* begin Dataset extract *

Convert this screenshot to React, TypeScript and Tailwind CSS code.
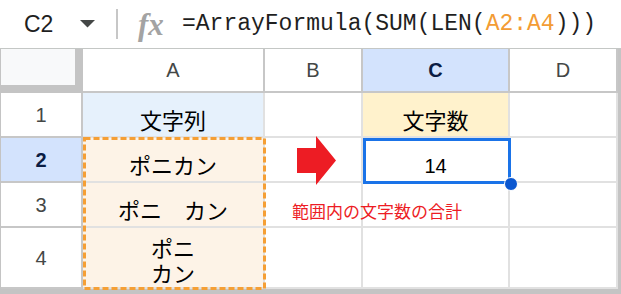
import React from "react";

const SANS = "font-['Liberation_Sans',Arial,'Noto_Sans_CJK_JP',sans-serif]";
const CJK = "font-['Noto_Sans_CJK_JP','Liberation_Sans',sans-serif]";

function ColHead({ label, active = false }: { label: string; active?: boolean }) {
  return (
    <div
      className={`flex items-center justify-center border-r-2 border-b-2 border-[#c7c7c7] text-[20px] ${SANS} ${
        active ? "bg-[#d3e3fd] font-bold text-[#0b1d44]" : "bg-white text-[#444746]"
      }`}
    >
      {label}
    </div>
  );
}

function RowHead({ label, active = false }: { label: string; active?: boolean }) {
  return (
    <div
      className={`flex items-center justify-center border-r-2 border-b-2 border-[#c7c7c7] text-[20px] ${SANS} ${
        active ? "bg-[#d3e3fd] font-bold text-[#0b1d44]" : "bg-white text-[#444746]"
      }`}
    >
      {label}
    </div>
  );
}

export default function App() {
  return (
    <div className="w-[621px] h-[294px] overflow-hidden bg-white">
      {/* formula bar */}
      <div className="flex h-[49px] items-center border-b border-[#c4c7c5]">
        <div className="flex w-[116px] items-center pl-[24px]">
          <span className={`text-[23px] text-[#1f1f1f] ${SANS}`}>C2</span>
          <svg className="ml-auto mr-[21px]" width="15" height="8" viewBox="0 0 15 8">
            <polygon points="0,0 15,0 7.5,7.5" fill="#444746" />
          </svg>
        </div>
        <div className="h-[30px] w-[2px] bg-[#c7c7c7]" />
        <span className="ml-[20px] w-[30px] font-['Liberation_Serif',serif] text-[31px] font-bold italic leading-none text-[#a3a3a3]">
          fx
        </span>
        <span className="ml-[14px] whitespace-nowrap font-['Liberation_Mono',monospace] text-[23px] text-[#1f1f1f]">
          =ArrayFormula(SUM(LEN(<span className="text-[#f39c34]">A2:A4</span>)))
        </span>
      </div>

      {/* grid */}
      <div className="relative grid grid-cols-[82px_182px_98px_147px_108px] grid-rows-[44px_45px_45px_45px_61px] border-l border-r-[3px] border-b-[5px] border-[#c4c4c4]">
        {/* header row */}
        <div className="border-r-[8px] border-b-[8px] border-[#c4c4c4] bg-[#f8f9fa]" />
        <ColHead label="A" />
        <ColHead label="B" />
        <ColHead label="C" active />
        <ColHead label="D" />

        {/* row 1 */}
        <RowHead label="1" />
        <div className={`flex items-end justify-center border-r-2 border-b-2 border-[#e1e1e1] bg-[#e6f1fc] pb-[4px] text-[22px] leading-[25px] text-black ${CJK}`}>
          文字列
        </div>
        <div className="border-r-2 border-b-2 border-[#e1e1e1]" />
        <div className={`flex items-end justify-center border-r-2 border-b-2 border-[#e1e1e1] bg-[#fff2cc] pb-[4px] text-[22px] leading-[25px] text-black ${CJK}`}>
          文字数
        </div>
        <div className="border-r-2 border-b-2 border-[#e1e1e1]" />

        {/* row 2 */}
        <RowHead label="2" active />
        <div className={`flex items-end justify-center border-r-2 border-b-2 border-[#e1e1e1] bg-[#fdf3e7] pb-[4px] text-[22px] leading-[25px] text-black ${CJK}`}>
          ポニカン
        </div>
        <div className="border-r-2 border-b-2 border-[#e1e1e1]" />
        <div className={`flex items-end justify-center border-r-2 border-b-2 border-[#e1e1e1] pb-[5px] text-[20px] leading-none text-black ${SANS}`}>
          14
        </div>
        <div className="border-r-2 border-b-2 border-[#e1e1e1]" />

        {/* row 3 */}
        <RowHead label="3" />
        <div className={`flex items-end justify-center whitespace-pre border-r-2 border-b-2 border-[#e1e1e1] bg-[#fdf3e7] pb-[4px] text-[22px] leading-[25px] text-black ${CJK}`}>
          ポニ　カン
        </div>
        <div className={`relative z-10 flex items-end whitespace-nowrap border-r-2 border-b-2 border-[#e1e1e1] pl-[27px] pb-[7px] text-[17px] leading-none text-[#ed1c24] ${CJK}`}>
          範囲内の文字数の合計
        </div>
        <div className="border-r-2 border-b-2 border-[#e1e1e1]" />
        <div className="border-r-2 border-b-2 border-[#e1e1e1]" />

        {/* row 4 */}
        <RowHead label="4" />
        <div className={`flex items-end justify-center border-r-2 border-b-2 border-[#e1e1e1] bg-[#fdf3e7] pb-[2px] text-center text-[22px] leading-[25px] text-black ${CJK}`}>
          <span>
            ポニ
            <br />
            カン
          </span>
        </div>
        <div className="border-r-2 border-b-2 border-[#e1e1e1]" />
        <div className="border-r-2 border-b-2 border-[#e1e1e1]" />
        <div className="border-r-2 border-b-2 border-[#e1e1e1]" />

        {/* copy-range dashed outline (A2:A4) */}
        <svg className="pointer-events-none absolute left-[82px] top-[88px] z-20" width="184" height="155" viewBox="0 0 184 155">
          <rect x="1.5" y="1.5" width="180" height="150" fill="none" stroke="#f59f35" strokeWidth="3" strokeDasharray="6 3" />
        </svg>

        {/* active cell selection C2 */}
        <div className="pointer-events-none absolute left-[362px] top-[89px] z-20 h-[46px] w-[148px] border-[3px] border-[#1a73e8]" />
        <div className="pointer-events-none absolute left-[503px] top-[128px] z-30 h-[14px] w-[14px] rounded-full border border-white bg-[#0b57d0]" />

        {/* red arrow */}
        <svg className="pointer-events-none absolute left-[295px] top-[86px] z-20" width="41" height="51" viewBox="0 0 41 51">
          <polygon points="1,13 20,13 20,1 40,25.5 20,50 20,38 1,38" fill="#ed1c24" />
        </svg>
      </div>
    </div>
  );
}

* end Dataset extract *

__Task objective__
Reproduce the material above verbatim; omit every picture.

__Task result__
Convert this screenshot to React, TypeScript and Tailwind CSS code.
import React from "react";

const SANS = "font-['Liberation_Sans',Arial,'Noto_Sans_CJK_JP',sans-serif]";
const CJK = "font-['Noto_Sans_CJK_JP','Liberation_Sans',sans-serif]";

function ColHead({ label, active = false }: { label: string; active?: boolean }) {
  return (
    <div
      className={`flex items-center justify-center border-r-2 border-b-2 border-[#c7c7c7] text-[20px] ${SANS} ${
        active ? "bg-[#d3e3fd] font-bold text-[#0b1d44]" : "bg-white text-[#444746]"
      }`}
    >
      {label}
    </div>
  );
}

function RowHead({ label, active = false }: { label: string; active?: boolean }) {
  return (
    <div
      className={`flex items-center justify-center border-r-2 border-b-2 border-[#c7c7c7] text-[20px] ${SANS} ${
        active ? "bg-[#d3e3fd] font-bold text-[#0b1d44]" : "bg-white text-[#444746]"
      }`}
    >
      {label}
    </div>
  );
}

export default function App() {
  return (
    <div className="w-[621px] h-[294px] overflow-hidden bg-white">
      {/* formula bar */}
      <div className="flex h-[49px] items-center border-b border-[#c4c7c5]">
        <div className="flex w-[116px] items-center pl-[24px]">
          <span className={`text-[23px] text-[#1f1f1f] ${SANS}`}>C2</span>
          <svg className="ml-auto mr-[21px]" width="15" height="8" viewBox="0 0 15 8">
            <polygon points="0,0 15,0 7.5,7.5" fill="#444746" />
          </svg>
        </div>
        <div className="h-[30px] w-[2px] bg-[#c7c7c7]" />
        <span className="ml-[20px] w-[30px] font-['Liberation_Serif',serif] text-[31px] font-bold italic leading-none text-[#a3a3a3]">
          fx
        </span>
        <span className="ml-[14px] whitespace-nowrap font-['Liberation_Mono',monospace] text-[23px] text-[#1f1f1f]">
          =ArrayFormula(SUM(LEN(<span className="text-[#f39c34]">A2:A4</span>)))
        </span>
      </div>

      {/* grid */}
      <div className="relative grid grid-cols-[82px_182px_98px_147px_108px] grid-rows-[44px_45px_45px_45px_61px] border-l border-r-[3px] border-b-[5px] border-[#c4c4c4]">
        {/* header row */}
        <div className="border-r-[8px] border-b-[8px] border-[#c4c4c4] bg-[#f8f9fa]" />
        <ColHead label="A" />
        <ColHead label="B" />
        <ColHead label="C" active />
        <ColHead label="D" />

        {/* row 1 */}
        <RowHead label="1" />
        <div className={`flex items-end justify-center border-r-2 border-b-2 border-[#e1e1e1] bg-[#e6f1fc] pb-[4px] text-[22px] leading-[25px] text-black ${CJK}`}>
          文字列
        </div>
        <div className="border-r-2 border-b-2 border-[#e1e1e1]" />
        <div className={`flex items-end justify-center border-r-2 border-b-2 border-[#e1e1e1] bg-[#fff2cc] pb-[4px] text-[22px] leading-[25px] text-black ${CJK}`}>
          文字数
        </div>
        <div className="border-r-2 border-b-2 border-[#e1e1e1]" />

        {/* row 2 */}
        <RowHead label="2" active />
        <div className={`flex items-end justify-center border-r-2 border-b-2 border-[#e1e1e1] bg-[#fdf3e7] pb-[4px] text-[22px] leading-[25px] text-black ${CJK}`}>
          ポニカン
        </div>
        <div className="border-r-2 border-b-2 border-[#e1e1e1]" />
        <div className={`flex items-end justify-center border-r-2 border-b-2 border-[#e1e1e1] pb-[5px] text-[20px] leading-none text-black ${SANS}`}>
          14
        </div>
        <div className="border-r-2 border-b-2 border-[#e1e1e1]" />

        {/* row 3 */}
        <RowHead label="3" />
        <div className={`flex items-end justify-center whitespace-pre border-r-2 border-b-2 border-[#e1e1e1] bg-[#fdf3e7] pb-[4px] text-[22px] leading-[25px] text-black ${CJK}`}>
          ポニ　カン
        </div>
        <div className={`relative z-10 flex items-end whitespace-nowrap border-r-2 border-b-2 border-[#e1e1e1] pl-[27px] pb-[7px] text-[17px] leading-none text-[#ed1c24] ${CJK}`}>
          範囲内の文字数の合計
        </div>
        <div className="border-r-2 border-b-2 border-[#e1e1e1]" />
        <div className="border-r-2 border-b-2 border-[#e1e1e1]" />

        {/* row 4 */}
        <RowHead label="4" />
        <div className={`flex items-end justify-center border-r-2 border-b-2 border-[#e1e1e1] bg-[#fdf3e7] pb-[2px] text-center text-[22px] leading-[25px] text-black ${CJK}`}>
          <span>
            ポニ
            <br />
            カン
          </span>
        </div>
        <div className="border-r-2 border-b-2 border-[#e1e1e1]" />
        <div className="border-r-2 border-b-2 border-[#e1e1e1]" />
        <div className="border-r-2 border-b-2 border-[#e1e1e1]" />

        {/* copy-range dashed outline (A2:A4) */}
        <svg className="pointer-events-none absolute left-[82px] top-[88px] z-20" width="184" height="155" viewBox="0 0 184 155">
          <rect x="1.5" y="1.5" width="180" height="150" fill="none" stroke="#f59f35" strokeWidth="3" strokeDasharray="6 3" />
        </svg>

        {/* active cell selection C2 */}
        <div className="pointer-events-none absolute left-[362px] top-[89px] z-20 h-[46px] w-[148px] border-[3px] border-[#1a73e8]" />
        <div className="pointer-events-none absolute left-[503px] top-[128px] z-30 h-[14px] w-[14px] rounded-full border border-white bg-[#0b57d0]" />

        {/* red arrow */}
        <svg className="pointer-events-none absolute left-[295px] top-[86px] z-20" width="41" height="51" viewBox="0 0 41 51">
          <polygon points="1,13 20,13 20,1 40,25.5 20,50 20,38 1,38" fill="#ed1c24" />
        </svg>
      </div>
    </div>
  );
}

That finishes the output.